Ulu Önderimizin; “Ya İstiklal Ya Ölüm” parolasıyla başlattığı kurtuluş mücadelesini zaferle ve Türkiye Cumhuriyeti’nin kuruluşuyla taçlandırmasının ardından, 20 Ekim 1927 tarihli konuşmasında, Nutuk’un “Türk Gençliğine Bıraktığım Emanet” başlıklı bölümünde yer verdiği Gençliğe Hitabesindeki ifadeleri şöyle:

“Saygıdeğer Efendiler, sizi günlerce işgal eden uzun ve teferruatlı nutkum, nihayet geçmişe karışmış bir devrin hikayesidir. Bunda milletim için ve gelecekteki evlatlarımız için dikkat ve uyanıklık sağlayabilecek bazı noktaları belirtebilmiş isem kendimi bahtiyar sayacağım.

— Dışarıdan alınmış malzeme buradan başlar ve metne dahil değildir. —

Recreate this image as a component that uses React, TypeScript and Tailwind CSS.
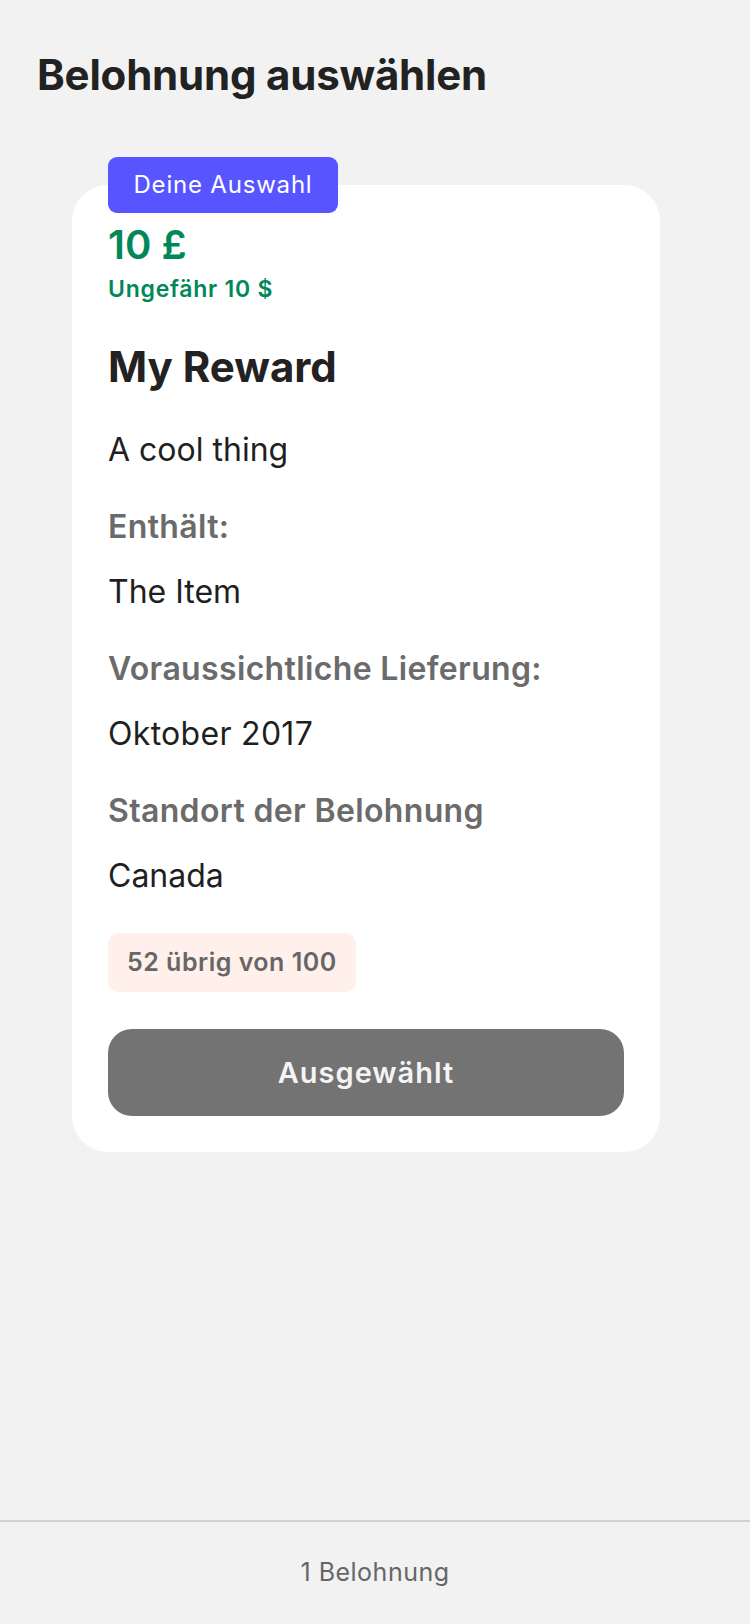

Efendiler, bu nutkumla, milli varlığı sona ermiş sayılan büyük bir milletin, istiklalini nasıl kazandığını, ilim ve tekniğin en son esaslarına dayanan milli ve çağdaş bir devleti nasıl kurduğunu anlatmaya çalıştım. Bugün ulaştığımız sonuç, asırlardan beri çekilen milli felâketlerin yarattığı uyanıklığın eseri ve bu aziz vatanın her köşesini sulayan kanların bedelidir. Bu sonucu, Türk gençliğine emanet ediyorum.

Ey Türk Gençliği!

Birinci vazifen, Türk istiklalini, Türk Cumhuriyeti’ni, ilelebet (sonsuza kadar) muhafaza ve müdafaa etmektir. Mevcudiyetinin ve istikbalinin (varlığının ve geleceğinin) yegane (biricik) temeli budur. Bu temel, senin en kıymetli hazinendir.

İstikbalde dahi, seni bu hazineden mahrum etmek (yoksun bırakmak) isteyecek dahili ve harici (iç ve dış) bedhahların (kötülüğünü isteyenler) olacaktır. Bir gün, İstiklal ve Cumhuriyet’i müdafaa mecburiyetine düşersen, vazifeye atılmak için, içinde bulunacağın vaziyetin (durumun) imkan ve şeraitini (şartlarını) düşünmeyeceksin! Bu imkan ve şerait, çok namüsait (elverişsiz) bir mahiyette (nitelikte) tezahür edebilir (görünebilir).

İstiklal ve Cumhuriyetine kastedecek düşmanlar, bütün dünyada emsali (benzeri) görülmemiş bir galibiyetin mümessili (temsilcisi) olabilirler. Cebren (zorla) ve hile ile aziz vatanın bütün kaleleri zaptedilmiş, bütün tersanelerine girilmiş, bütün orduları dağıtılmış ve memleketin her köşesi bilfiil (fiili olarak) işgal edilmiş olabilir.

Bütün bu şeraitten daha elim (acıklı) ve daha vahim (korkunç) olmak üzere, memleketin dahilinde, iktidara sahip olanlar gaflet ve dalalet (doğru yoldan ayrılma, yoldan sapma) ve hatta hıyanet (hainlik) içinde bulunabilirler. Hatta bu iktidar sahipleri, şahsi menfaatlerini, müstevlile¬rin (memleketi ele geçirenlerin, saldırganların) siyasi emelleriyle tevhid edebilirler (birleştirebilirler). Millet, fakr ü zaruret (yokluk ve yoksulluk) İçinde harap ve bitap (bitkin) düşmüş olabilir.

Ey Türk istikbalinin evladı! İşte, bu ahval ve şerait (bu durum ve şartlar) içinde dahi vazifen, Türk İstiklal ve Cumhuriyetini kurtarmaktır! Muhtaç olduğun kudret, damarlarındaki asil kanda mevcuttur!”

Pervasız Gazetesi olarak; 19 Mayıs Atatürk’ü Anma, Gençlik ve Spor Bayramı’mızı kutluyor; Gazi Mustafa Kemal Atatürk’ün manevi şahsiyetinde, vatanımız için canını feda etmiş tüm şehitlerimizi rahmetle, gazilerimizi minnetle anıyor ve aziz hatıraları önünde saygıyla eğiliyoruz.